On a fairly quiet day, the euro has gained ground against the dollar thanks to a stronger German IFO business climate survey report that indicated the first rise in 4 months. This was mostly expected, but price action has been limited with little US data to work off of or new developments on the EU Constitution front. Europe is currently benefiting from the fall in the euro, but at the same time they have to also grapple with higher energy costs. However this may not be as bad as it seems. According to a study by the OECD, even though the largest countries within the Eurozone (Germany, France and Italy) are all net oil importers, a 10 percent fall in the Euro is far more beneficial for the region’s economy than an equivalent rise in oil prices. Their simulation indicates that in the first year, the slide in the currency would help boost GDP by 0.6 percent while a 10 percent rise in oil would cause GDP to contract by 0.1 percent. Since May 20th, oil prices have increased 32 percent, compared to a 5 percent slide in the euro. So doing the math according to this study, the slide in the euro just about offsets the rise in oil prices. This means that for the time being, European data may be holding up because the economy is somewhat sheltered from the negative effects of higher energy prices. However if the euro holds current levels and doesn’t depreciate any further while oil prices continue to climb, we may finally see a sea of red data rather than the mixed results that we have been seeing as of late.
Like the Euro, the British pound extended Friday’s rally but unlike the Euro, there was more intraday volatility in the British pound. The currency started to rally against the dollar at the onset of Tokyo trading, even breaching 1.83, albeit momentarily.

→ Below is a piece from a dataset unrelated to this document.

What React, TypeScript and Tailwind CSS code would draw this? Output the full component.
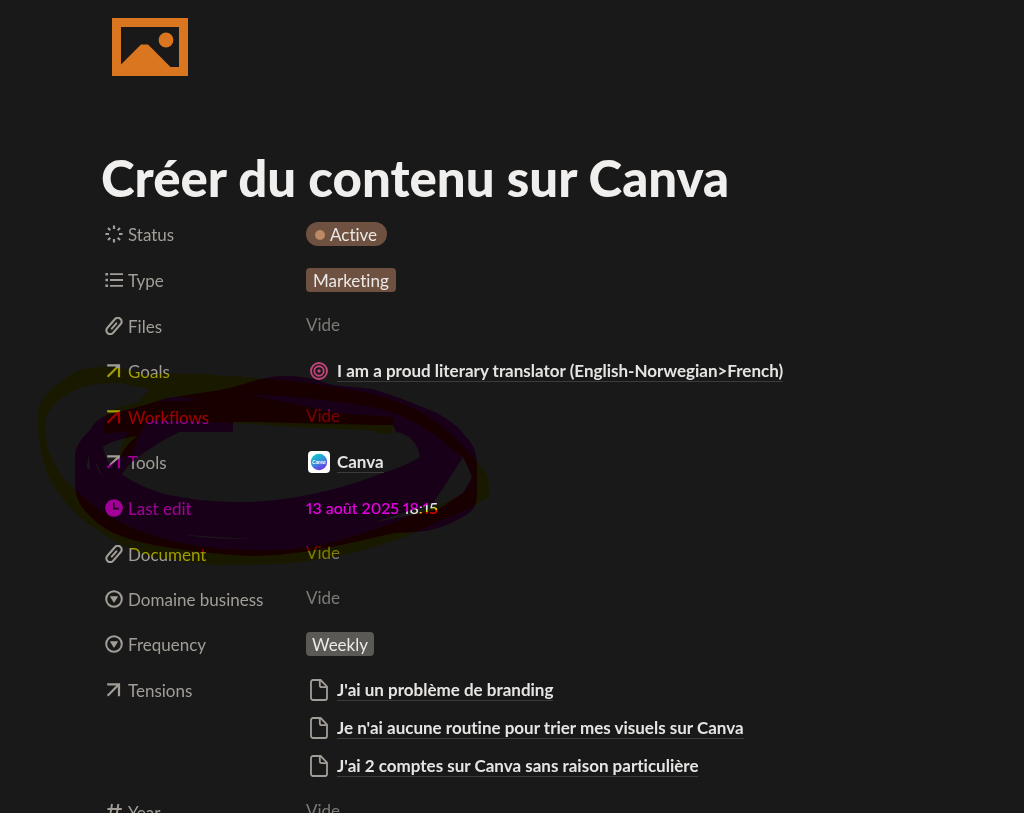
import type { ReactNode } from 'react';
import clsx from 'clsx';

const StatusIcon = () => (
  <svg viewBox="0 0 18 18" className="w-[18px] h-[18px]" fill="none" stroke="currentColor" strokeWidth="2.2">
    <path d="M9 .4v3.6M9 14v3.6M.4 9h3.6M14 9h3.6M3 3l2.3 2.3M12.7 12.7l2.3 2.3M3 15l2.3-2.3M12.7 5.3l2.3-2.3" />
  </svg>
);

const ListIcon = () => (
  <svg viewBox="0 0 18 18" className="w-[18px] h-[18px]" fill="none" stroke="currentColor" strokeWidth="1.8">
    <path d="M5 3.2h13M5 9h13M5 14.8h13" />
    <path d="M.4 3.2h2.6M.4 9h2.6M.4 14.8h2.6" strokeWidth="2.6" />
  </svg>
);

const ClipIcon = () => (
  <svg viewBox="0 0 18 18" className="w-[18px] h-[18px]" fill="none" stroke="currentColor" strokeWidth="2.2" strokeLinecap="round">
    <g transform="rotate(41 9 9)">
      <path d="M5.2 8V3.2a3.8 3.8 0 0 1 7.6 0v11.6a3.8 3.8 0 0 1-7.6 0V8" />
      <path d="M9 5.4v7" strokeWidth="2" />
    </g>
  </svg>
);

const ArrowIcon = () => (
  <svg viewBox="0 0 18 18" className="w-[18px] h-[18px]" fill="none" stroke="currentColor" strokeWidth="2.2">
    <path d="M2.2 3.4h11.8v11.8M13.6 3.8 2.6 14.8" />
  </svg>
);

const ClockIcon = () => (
  <svg viewBox="0 0 18 18" className="w-[18px] h-[18px]">
    <circle cx="9" cy="9" r="8.8" fill="currentColor" />
    <path d="M8.8 3.6v6h5" fill="none" stroke="#191919" strokeWidth="1.6" />
  </svg>
);

const SelectIcon = () => (
  <svg viewBox="0 0 18 18" className="w-[18px] h-[18px]">
    <circle cx="9" cy="9" r="7.8" fill="none" stroke="currentColor" strokeWidth="2" />
    <path d="M5.4 6.2h7.2c.4 0 .5.3.3.6L9.5 12.3c-.2.4-.7.4-1 0L5.1 6.8c-.2-.3-.1-.6.3-.6z" fill="currentColor" />
  </svg>
);

const NumberIcon = () => (
  <svg viewBox="0 0 18 18" className="w-[18px] h-[18px]" fill="none" stroke="currentColor" strokeWidth="1.9">
    <path d="M7 1 4.4 17M13.4 1l-2.6 16M2.4 6h14.4M1.2 12h14.4" />
  </svg>
);

const PageIcon = () => (
  <svg viewBox="0 0 18 22" className="w-[18px] h-[22px] text-[#a29e97]" fill="none" stroke="currentColor" strokeWidth="1.8" strokeLinejoin="round">
    <path d="M3 1h7.6L17 7.6V19a2 2 0 0 1-2 2H3a2 2 0 0 1-2-2V3a2 2 0 0 1 2-2z" />
    <path d="M9.8 1.4v4.8a2 2 0 0 0 2 2h4.8" />
  </svg>
);

const TargetIcon = () => (
  <svg viewBox="0 0 18 18" className="w-[18px] h-[18px]" fill="none" stroke="#c2447a" strokeWidth="1.9">
    <circle cx="9" cy="9" r="8" />
    <circle cx="9" cy="9" r="4.7" />
    <circle cx="9" cy="9" r="1.7" fill="#c2447a" stroke="none" />
  </svg>
);

const CanvaIcon = () => (
  <svg viewBox="0 0 22 22" className="w-[22px] h-[22px]">
    <defs>
      <linearGradient id="canva" x1="0.2" y1="0" x2="0.7" y2="1">
        <stop offset="0.1" stopColor="#10c4cc" />
        <stop offset="0.55" stopColor="#3b86dc" />
        <stop offset="1" stopColor="#7a2be6" />
      </linearGradient>
    </defs>
    <rect width="22" height="22" rx="4" fill="#fff" />
    <circle cx="11" cy="11" r="8.2" fill="url(#canva)" />
    <text x="11" y="13" textAnchor="middle" fontSize="5" fontStyle="italic" fontWeight="700" fill="#fff">
      Canva
    </text>
  </svg>
);

const PictureIcon = () => (
  <svg viewBox="0 0 76 58" className="w-[76px] h-[58px]" fill="#d9761f">
    <path fillRule="evenodd" d="M0 0h76v58H0zM9 9v37.5L29 26.5h7L58.5 49H67V9z" />
    <circle cx="54" cy="22" r="7.4" />
  </svg>
);

// Highlighter loops, multiplied over the page so that the text stays readable
const Highlighter = () => (
  <svg
    viewBox="0 0 520 600"
    className="absolute left-0 top-0 w-[520px] h-[600px] pointer-events-none mix-blend-multiply"
    aria-hidden="true"
  >
    <rect width="520" height="600" fill="#fff" />
    <path
      className="mix-blend-multiply"
      fill="#ff0"
      fillRule="evenodd"
      d="M38 423C37 402 45 393 57 385C68 376 77 369 90 368C105 366 120 366 147 375C165 373 195 373 227 376L270 379C300 381 340 387 367 393C395 399 420 409 440 425C455 437 470 452 483 469C489 476 489 482 489 497L478 503C465 512 440 520 420 530C395 542 350 555 317 560C290 564 260 565 220 565C190 562 170 560 150 556C125 549 98 532 80 517C65 503 55 490 47 473C41 455 38 440 38 423Z
      M45 423C47 410 55 402 68 394C82 385 98 383 120 383L150 389C144 395 142 398 138 403C122 405 114 408 106 412L103 434L128 431C124 440 120 449 119 457L132 455C136 441 141 431 148 421C180 420 215 423 250 424C290 427 330 429 368 430L383 434L393 433V417L337 413L250 395C290 396 330 400 365 406C400 412 425 425 450 447L463 457L471 471C473 480 469 488 463 493C445 505 420 512 400 520C370 531 330 545 300 548C265 552 235 550 207 547C175 543 145 535 120 522C102 513 90 503 78 492C65 483 56 469 50 454C46 443 45 433 45 423Z
      M160 401L173 396L200 400L185 401Z"
    />
    <path
      className="mix-blend-multiply"
      fill="#f0f"
      fillRule="evenodd"
      d="M75 453C78 442 84 436 90 430C95 421 100 418 107 415C125 410 150 404 167 398L220 390C240 386 250 381 270 377C285 375 305 376 320 381L333 385L373 389L400 398L437 413C450 420 460 428 465 436C473 443 477 452 477 467V495C477 506 472 512 463 517C450 524 435 531 417 532L395 533C370 538 345 545 320 549C300 553 275 556 250 556C215 554 180 550 153 545C138 542 125 538 113 533C98 525 86 514 80 504C76 497 75 490 75 480Z
      M122 474C130 462 140 455 153 447C162 441 170 436 180 432H233V422L250 422L373 425H393L396 432C410 434 418 444 420 457C408 464 396 469 383 473C362 481 340 488 317 493C295 498 272 501 250 502C220 502 203 501 187 498C172 496 160 493 153 490C141 486 130 480 122 474Z
      M463 457L472 477L463 493L437 510L412 515L375 522L406 512L433 503L444 487Z
      M103 447Q112 440 137 436Q125 445 119 459L110 465Q105 457 103 447Z
      M89 455L87 465Q86 469 90 469Z
      M96 464Q98 472 105 479Q99 472 97 463Z
      M186 535Q210 539 252 539Q215 537 186 535Z"
    />
  </svg>
);

const Tag = ({ className, children }: { className: string; children: ReactNode }) => (
  <span className={clsx('inline-flex items-center h-6 pt-px text-[#ebe8e5]', className)}>{children}</span>
);

const PageLink = ({ icon, children }: { icon: ReactNode; children: ReactNode }) => (
  <a href="#" className="flex items-center gap-[5px] font-bold text-[#e6e5e3]">
    <span className="flex justify-center w-[26px] shrink-0">{icon}</span>
    <span className="border-b border-[#3b3b3a] leading-5">{children}</span>
  </a>
);

type Property = {
  name: string;
  icon: ReactNode;
  value?: ReactNode;
};

const properties: Property[] = [
  {
    name: 'Status',
    icon: <StatusIcon />,
    value: (
      <Tag className="rounded-full bg-[#6e5140] gap-[5px] pl-[9px] pr-[10px]">
        <span className="w-[10px] h-[10px] rounded-full bg-[#bb8a63]" />
        Active
      </Tag>
    ),
  },
  {
    name: 'Type',
    icon: <ListIcon />,
    value: <Tag className="rounded bg-[#6e5140] px-[7px]">Marketing</Tag>,
  },
  { name: 'Files', icon: <ClipIcon /> },
  {
    name: 'Goals',
    icon: <ArrowIcon />,
    value: (
      <PageLink icon={<TargetIcon />}>
        I am a proud literary translator (English-Norwegian&gt;French)
      </PageLink>
    ),
  },
  { name: 'Workflows', icon: <ArrowIcon /> },
  {
    name: 'Tools',
    icon: <ArrowIcon />,
    value: <PageLink icon={<CanvaIcon />}>Canva</PageLink>,
  },
  {
    name: 'Last edit',
    icon: <ClockIcon />,
    value: <time className="text-base proportional-nums font-medium text-[#e6e5e3]">13 août 2025 18:15</time>,
  },
  { name: 'Document', icon: <ClipIcon /> },
  { name: 'Domaine business', icon: <SelectIcon /> },
  {
    name: 'Frequency',
    icon: <SelectIcon />,
    value: <Tag className="rounded bg-[#5a5955] px-[6px]">Weekly</Tag>,
  },
  {
    name: 'Tensions',
    icon: <ArrowIcon />,
    value: (
      <ul className="py-[3px]">
        {[
          "J'ai un problème de branding",
          "Je n'ai aucune routine pour trier mes visuels sur Canva",
          "J'ai 2 comptes sur Canva sans raison particulière",
        ].map((tension) => (
          <li key={tension} className="flex items-center h-[38px]">
            <PageLink icon={<PageIcon />}>{tension}</PageLink>
          </li>
        ))}
      </ul>
    ),
  },
  { name: 'Year', icon: <NumberIcon /> },
];

export default function App() {
  return (
    <div className="relative isolate h-screen overflow-hidden bg-[#191919] font-[Lato,sans-serif] text-[17px] leading-6 [font-variant-ligatures:none]">
      <main className="pl-[101px] pr-8 pt-[18px]">
        <div className="pl-[11px]">
          <PictureIcon />
        </div>
        <h1 className="mt-[70px] mb-[2px] text-[51px] leading-[64px] font-black text-[#f0efed]">
          Créer du contenu sur Canva
        </h1>
        <dl>
          {properties.map(({ name, icon, value }) => (
            <div key={name} className={clsx('flex', value ? 'min-h-[46px]' : 'min-h-[45px]')}>
              <dt className="flex items-start gap-[5px] w-[200px] pt-[11px] pl-1 shrink-0 text-[#a29e97]">
                <span className="pt-[2px]">{icon}</span>
                {name}
              </dt>
              <dd className={clsx('flex items-center pl-[5px] text-[#7d7b77]', value ? 'pb-0.5' : 'pb-1')}>
                {value ?? 'Vide'}
              </dd>
            </div>
          ))}
        </dl>
      </main>
      <Highlighter />
    </div>
  );
}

Then it proceeded to make a turn for lower to hit 1.8240 before stabilizing around 1.8280. Most of the action coming from the UK today was in the equity markets. The only economic data that came out were BBA mortgage approval figures which revealed a 3 percent decline between April and May, which means there has been a 17 percent decrease over the past year. The number is slightly higher on a seasonally adjusted basis, but remains below the 6-month average growth rate. On a broader horizon, the level of debt still remains quite high, which may have prompted today’s warning contained in the Bank of England’s Financial Stability Review to the dangers of indebtedness. With household debts currently adding up to over GBP1 trillion and elevated debt levels seen in company balance sheets, an economic downturn can lead to a great number of personal and corporate bankruptcies. Although lending growth is decelerating, this could be from more discerning lenders as opposed to lower demand for borrowed funds.
With no economic reports scheduled until later tonight and nothing coming out of the US, the yen traded within a very tight range against the dollar today. Although the yen didn’t weaken, it still stayed above 109.20 for the most part due to crude oil remaining above $60 a barrel and moving towards $61 in the very near future. Looking ahead, retail sales data will be released in a few hours and economists are expecting disappointing performance with a decline of 3.5 percent from large retailers and a 1.4 percent monthly drop on a seasonally adjusted basis. This follows April producing the strongest performance in 8 years with a year-on-year gain of 3.9 percent. This isn’t a good sign since the Japanese economy is depending on consumer spending to lead its recovery in the face of declining exports. On the subject of the Chinese yuan, Premier Wen Jiabao touted the virtues of the fixed exchange rate to an audience of European and Asian finance ministers over the weekend. He also reinforced China’s policy of gradual reform and the commitment to guarding against “undue haste”. This certainly diminishes the possibility of yen gains from revaluation speculation in the immediate future.